Begin at the first line of the data and copy each line through the one containing "import React from", that line included, with no pictures.
____ Material
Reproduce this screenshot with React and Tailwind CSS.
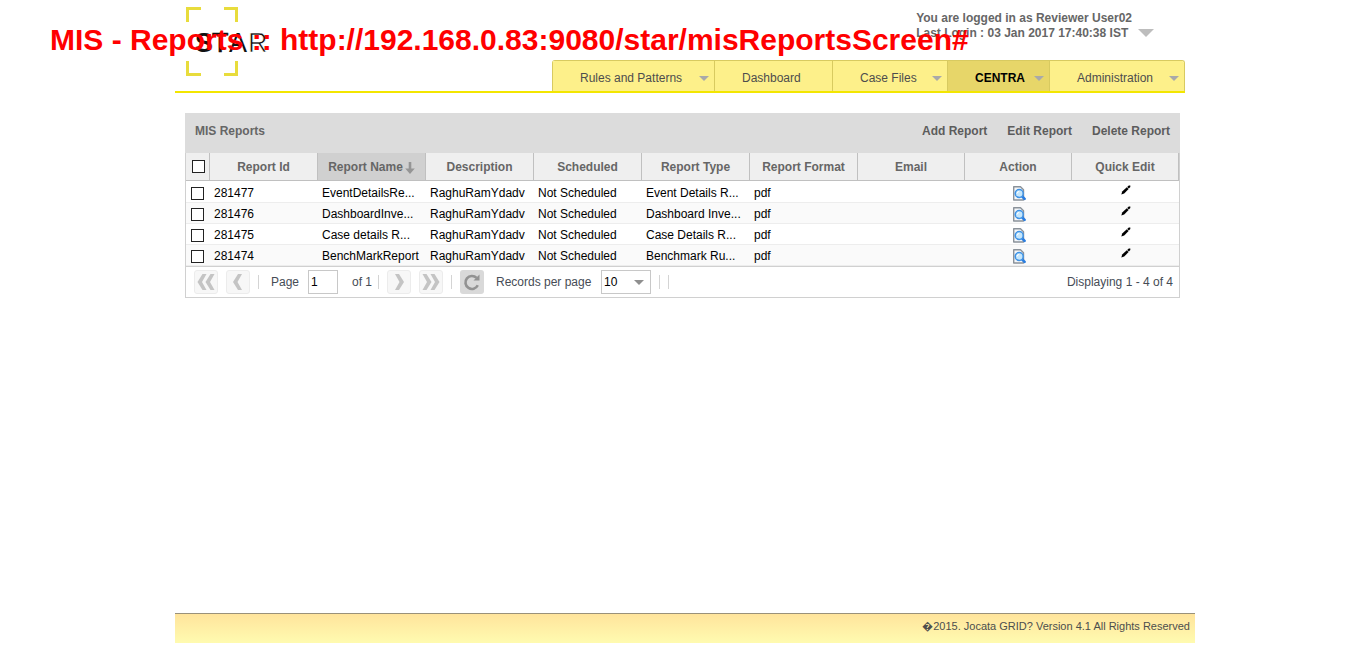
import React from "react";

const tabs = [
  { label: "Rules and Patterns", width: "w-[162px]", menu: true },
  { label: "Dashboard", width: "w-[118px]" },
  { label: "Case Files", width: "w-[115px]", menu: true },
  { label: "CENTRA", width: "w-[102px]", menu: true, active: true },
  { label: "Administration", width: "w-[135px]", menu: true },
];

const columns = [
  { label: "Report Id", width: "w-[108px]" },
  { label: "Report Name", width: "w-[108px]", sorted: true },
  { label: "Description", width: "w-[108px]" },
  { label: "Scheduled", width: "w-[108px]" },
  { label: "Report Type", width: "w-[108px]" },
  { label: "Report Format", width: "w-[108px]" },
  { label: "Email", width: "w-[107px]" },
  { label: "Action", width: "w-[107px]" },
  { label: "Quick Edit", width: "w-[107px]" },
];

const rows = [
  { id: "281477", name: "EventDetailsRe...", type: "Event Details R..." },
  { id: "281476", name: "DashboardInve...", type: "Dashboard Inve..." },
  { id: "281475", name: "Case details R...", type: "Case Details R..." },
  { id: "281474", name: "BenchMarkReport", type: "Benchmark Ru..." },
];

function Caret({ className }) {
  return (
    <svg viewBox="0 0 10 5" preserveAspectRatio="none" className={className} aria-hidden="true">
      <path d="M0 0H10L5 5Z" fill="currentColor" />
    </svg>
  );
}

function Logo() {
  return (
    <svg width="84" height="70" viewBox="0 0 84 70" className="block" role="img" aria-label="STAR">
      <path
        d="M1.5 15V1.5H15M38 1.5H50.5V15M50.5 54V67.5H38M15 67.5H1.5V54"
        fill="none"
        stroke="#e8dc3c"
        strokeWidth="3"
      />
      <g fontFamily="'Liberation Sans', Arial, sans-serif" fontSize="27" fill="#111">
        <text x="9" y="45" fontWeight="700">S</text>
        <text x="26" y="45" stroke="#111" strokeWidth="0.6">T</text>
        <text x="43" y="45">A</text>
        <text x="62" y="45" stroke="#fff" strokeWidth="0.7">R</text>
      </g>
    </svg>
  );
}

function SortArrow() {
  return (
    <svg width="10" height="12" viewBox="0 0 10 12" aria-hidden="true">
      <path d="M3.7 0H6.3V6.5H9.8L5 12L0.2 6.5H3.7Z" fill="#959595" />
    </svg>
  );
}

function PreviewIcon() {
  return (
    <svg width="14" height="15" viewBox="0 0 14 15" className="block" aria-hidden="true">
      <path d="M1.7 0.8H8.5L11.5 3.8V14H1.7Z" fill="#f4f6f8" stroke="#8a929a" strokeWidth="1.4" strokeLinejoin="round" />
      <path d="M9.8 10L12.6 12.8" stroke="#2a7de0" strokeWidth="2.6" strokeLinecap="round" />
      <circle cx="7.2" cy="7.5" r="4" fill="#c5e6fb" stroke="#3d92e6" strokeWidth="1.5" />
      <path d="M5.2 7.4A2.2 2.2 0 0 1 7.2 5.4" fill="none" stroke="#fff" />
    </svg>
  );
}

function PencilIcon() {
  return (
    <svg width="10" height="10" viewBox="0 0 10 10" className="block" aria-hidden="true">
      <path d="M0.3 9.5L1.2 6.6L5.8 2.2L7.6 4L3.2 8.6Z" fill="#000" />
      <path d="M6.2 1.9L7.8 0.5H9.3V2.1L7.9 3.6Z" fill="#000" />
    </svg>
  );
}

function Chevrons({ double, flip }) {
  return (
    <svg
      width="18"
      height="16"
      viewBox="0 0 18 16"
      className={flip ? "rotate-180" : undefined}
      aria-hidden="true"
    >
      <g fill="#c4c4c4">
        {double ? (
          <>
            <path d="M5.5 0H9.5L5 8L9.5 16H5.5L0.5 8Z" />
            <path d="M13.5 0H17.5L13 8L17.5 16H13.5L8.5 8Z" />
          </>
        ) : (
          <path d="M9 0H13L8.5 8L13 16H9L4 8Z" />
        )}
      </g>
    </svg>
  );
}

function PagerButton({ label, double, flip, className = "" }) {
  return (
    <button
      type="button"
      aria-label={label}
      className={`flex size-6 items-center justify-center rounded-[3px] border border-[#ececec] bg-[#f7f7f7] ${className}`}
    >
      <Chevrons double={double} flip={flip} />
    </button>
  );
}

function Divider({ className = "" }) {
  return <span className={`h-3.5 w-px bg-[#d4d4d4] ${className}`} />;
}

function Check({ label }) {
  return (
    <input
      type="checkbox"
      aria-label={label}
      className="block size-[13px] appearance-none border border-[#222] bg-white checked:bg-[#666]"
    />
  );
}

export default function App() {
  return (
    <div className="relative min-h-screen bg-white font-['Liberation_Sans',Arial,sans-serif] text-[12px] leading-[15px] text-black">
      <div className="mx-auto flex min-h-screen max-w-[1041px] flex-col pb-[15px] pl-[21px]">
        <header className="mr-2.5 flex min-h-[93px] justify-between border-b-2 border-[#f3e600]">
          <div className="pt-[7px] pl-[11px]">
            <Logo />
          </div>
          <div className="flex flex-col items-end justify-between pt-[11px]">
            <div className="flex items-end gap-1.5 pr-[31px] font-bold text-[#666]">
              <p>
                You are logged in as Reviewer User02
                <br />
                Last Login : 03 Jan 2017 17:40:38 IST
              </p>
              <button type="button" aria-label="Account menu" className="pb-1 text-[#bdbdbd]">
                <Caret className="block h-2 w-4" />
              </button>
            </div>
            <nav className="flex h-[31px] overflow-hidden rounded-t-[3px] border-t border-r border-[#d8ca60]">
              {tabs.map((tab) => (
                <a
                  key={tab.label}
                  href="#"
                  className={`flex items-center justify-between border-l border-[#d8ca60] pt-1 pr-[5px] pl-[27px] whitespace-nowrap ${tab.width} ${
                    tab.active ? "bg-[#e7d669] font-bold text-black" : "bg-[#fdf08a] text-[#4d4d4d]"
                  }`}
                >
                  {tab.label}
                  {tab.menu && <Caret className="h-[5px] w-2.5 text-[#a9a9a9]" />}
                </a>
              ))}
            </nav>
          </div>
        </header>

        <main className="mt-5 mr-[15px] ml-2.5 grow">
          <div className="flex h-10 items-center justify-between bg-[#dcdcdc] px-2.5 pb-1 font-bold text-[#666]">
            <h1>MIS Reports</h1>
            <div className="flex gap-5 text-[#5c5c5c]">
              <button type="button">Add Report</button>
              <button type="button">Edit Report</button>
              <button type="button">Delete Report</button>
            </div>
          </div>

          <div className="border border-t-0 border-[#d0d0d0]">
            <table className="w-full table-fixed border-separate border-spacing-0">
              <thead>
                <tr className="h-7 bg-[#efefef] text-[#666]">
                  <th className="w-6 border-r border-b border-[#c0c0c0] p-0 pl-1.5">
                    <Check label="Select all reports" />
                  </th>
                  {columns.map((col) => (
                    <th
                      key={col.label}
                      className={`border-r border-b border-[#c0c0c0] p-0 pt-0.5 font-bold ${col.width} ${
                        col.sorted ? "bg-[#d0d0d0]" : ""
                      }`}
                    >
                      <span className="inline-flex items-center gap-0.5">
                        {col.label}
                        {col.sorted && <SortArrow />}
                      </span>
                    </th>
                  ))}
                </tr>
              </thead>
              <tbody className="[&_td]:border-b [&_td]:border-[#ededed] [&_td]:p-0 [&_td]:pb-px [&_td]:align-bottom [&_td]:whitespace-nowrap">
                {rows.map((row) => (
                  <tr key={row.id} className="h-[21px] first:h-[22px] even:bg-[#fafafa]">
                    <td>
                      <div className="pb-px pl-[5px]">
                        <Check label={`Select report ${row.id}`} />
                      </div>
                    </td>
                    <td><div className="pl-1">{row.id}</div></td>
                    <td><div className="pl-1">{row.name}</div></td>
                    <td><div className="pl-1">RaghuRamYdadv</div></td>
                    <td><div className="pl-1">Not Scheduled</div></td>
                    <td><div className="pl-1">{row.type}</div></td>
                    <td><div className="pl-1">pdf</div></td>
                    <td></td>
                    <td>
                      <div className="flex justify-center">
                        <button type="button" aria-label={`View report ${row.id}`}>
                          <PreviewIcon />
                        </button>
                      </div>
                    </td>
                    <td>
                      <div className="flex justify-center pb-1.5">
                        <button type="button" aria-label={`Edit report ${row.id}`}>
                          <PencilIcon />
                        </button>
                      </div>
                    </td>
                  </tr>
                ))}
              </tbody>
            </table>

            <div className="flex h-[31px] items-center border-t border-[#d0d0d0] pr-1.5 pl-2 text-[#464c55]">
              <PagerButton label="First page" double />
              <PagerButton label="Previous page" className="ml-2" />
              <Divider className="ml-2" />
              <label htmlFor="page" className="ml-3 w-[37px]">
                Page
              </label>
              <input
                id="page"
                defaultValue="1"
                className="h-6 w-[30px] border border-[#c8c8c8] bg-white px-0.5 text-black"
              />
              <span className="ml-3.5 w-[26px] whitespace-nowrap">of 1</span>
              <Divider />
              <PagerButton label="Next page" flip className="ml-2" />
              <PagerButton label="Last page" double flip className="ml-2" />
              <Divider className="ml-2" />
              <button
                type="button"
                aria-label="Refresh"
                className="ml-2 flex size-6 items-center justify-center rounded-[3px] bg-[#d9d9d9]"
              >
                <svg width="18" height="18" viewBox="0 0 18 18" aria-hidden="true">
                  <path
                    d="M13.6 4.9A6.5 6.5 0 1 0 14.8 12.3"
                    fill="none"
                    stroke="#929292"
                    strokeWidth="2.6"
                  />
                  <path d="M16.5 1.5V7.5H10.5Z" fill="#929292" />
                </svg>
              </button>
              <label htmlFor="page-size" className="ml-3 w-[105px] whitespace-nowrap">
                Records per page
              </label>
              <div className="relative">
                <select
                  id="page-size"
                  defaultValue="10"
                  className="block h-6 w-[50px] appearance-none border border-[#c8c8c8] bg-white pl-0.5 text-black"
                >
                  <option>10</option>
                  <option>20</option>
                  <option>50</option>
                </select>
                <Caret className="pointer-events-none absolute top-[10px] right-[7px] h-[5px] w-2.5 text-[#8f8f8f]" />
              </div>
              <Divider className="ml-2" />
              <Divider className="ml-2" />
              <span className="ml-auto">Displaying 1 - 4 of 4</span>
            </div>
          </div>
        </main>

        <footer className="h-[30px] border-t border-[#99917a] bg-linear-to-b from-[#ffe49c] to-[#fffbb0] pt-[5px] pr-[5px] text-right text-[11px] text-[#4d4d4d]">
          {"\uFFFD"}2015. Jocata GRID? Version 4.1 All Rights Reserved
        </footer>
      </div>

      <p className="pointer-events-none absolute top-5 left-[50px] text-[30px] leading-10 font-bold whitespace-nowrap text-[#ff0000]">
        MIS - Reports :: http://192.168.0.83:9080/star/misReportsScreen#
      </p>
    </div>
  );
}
________
▶ [Task result]
Reproduce this screenshot with React and Tailwind CSS.
import React from "react";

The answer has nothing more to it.